OK: with that language in mind, we can turn to Jeremy’s OGC proposal.

Jeremy makes the key distinction between times of the observation event (which belong on the observation entity), and times of the result of the observation. (In this context the Observation is the Simulation).

Looking at Jeremy’s times of interest, we have:

  1. The result times which appear in the result coverage. These are straight forwardly the times that the simulation thinks it is valid for (we’ll come back to validity).
    • The bounding box of these times, the duration of the run, should appear in the MD_Metadata associated with the observation!
    • It should also appear as the phenomenonTime in OM_Observation.
    • We could have multiple datasets extracted from the forecasts above which had exactly the same result times and result bounding boxes (e.g. day 13 to day 14 from forecasts 1, 2 and 3 - noting the latter would include data from the assimilation period - or a composite analysis of days 13 to 14 via routes a or b).
  2. Jeremy rightly states It is the metadata about the simulation event that enables us to distinguish between these results
    • (From a metafor point of view, that clearly tells us our “simulation” class needs to be a specialisation of OM_Observation.)
    • We sometimes talk about a reference time which is often associated with the analysis time (T0 in our case), but it could be the initialisation time Tinit, or even the datum time (Td is not always equal to T0).
      • These are not standard O&M concepts, and would need to go in as named parameters, and this is where I differ from Jeremy: Because the reference time is somewhat ambiguous (is it T0 or Tinit), I would explicitly distinguish between them (even though often they are the same since the assimilation and forecast runs are separate). To distinguish, I would have a referenceTime which was explicitly defined as Tinit, and add an optional datum time (and it’s absence would indicate no assimilation).
    • OM_Observation also has validTime, which could be confused with the phenomenonTime in the case of forecasts - but it isn’t intended to be the same as validity time in the meteorological sense. If we use it, it should indicate a period in the real time reference frame (not forecast time reference frame) for which the forecast is intended to be used.
    • OM_Observation also has resultTime, which is the time at which the event “happened”. Jeremy unpicks this well in his document. The bottom line is that it should correspond to when the result became available … in the real time reference frame.
  3. Jeremy suggests that observation mashups (like the horizontal dataset constructed using T0 output plus either a or b data would not retain any semantics. In this I disagree, since these are “effective observations”. The process will of course describe the detail of the mashup methodology, but I think the observation has to give some hint via it’s time attributes how it was done. The interesting thing there is the output dataset consists of a series of {analysis field followed by 1.. n forecast field} sets. We need a notation for that. Which is more than I’m going to do today …
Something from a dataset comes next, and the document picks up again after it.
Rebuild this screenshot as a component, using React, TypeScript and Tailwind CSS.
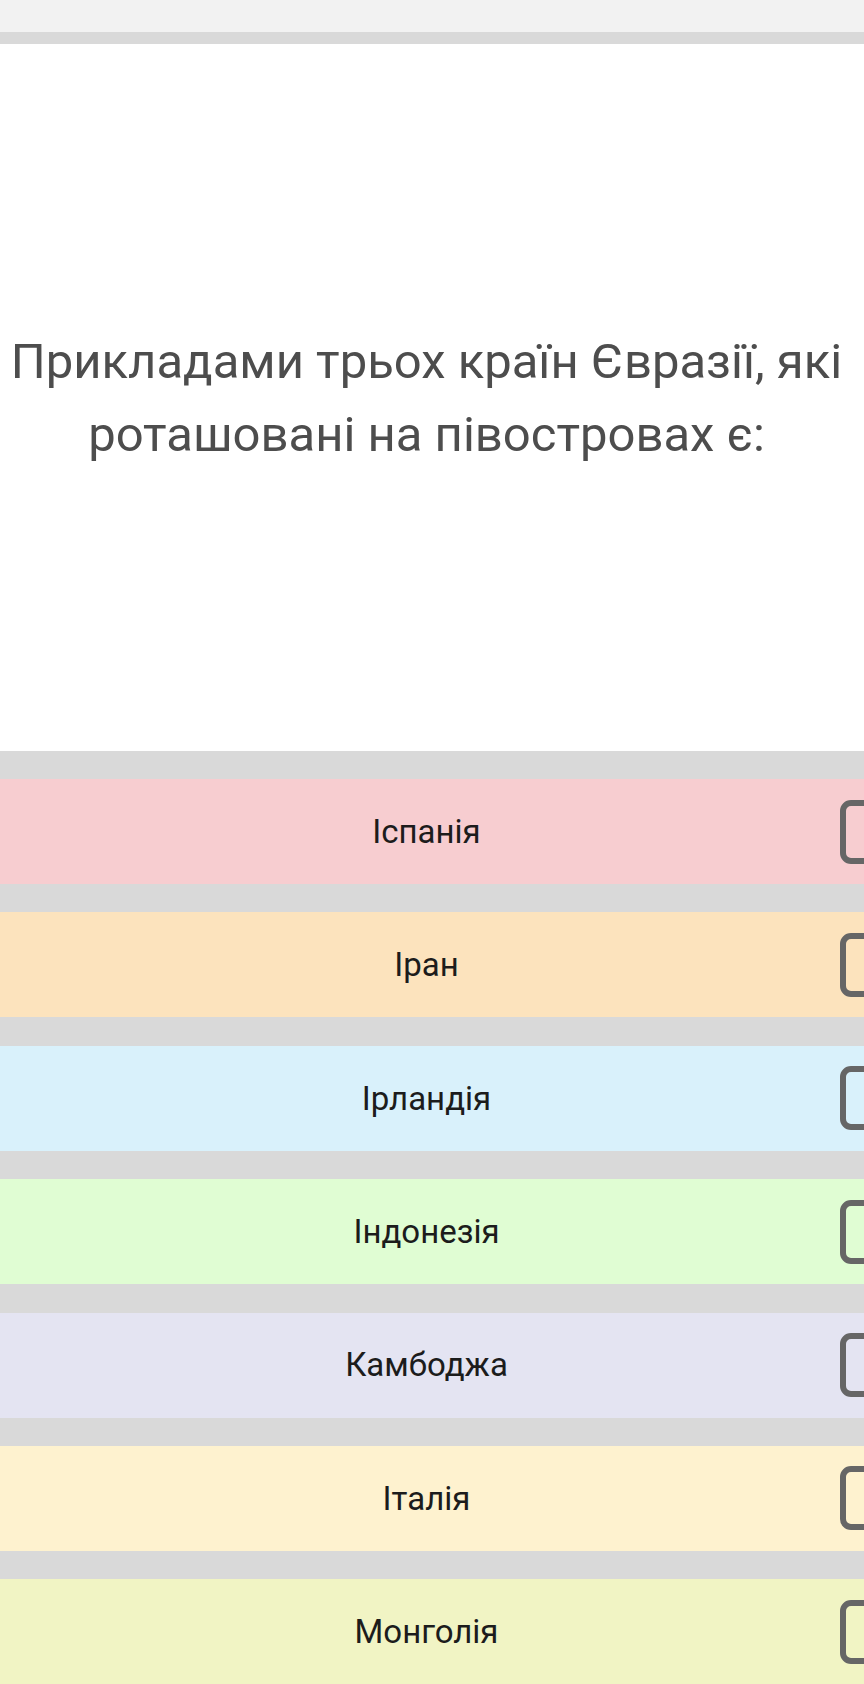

By way of summary, this blog post summarises some things from Jeremy’s proposal, and makes some minor quibbles. Overall I think it’s an excellent proposal.

comments (2)

Jeremy Tandy (on Tuesday 11 January, 2011)

Bryan - thanks for the feedback. Reading through your comments, you’ve unpicked a level of complexity that I don’t often see in the ‘operational meteorology’ context that I am most familiar with … here, most folks don’t really care about T-init or T-d (to use your terminology) as the same pattern repeats every day. It’s the analysis time (T-0) that folk refer to. However, thanks to your descriptions, I can now see that this additional metadata does provide additional utility in other contexts.

I will attempt to incorporate your feedback into an update version of the proposal ready for a second pass through the BNL gateway!

One point to check my understanding - where 4DVar assimilation is used, can T-d be AFTER T-0? In my operational context we fudge this detail by refering to T-0 as the ‘nominal analysis time’.

Bryan (on Sunday 30 January, 2011)

Yes! The ECMWF example shows exactly that.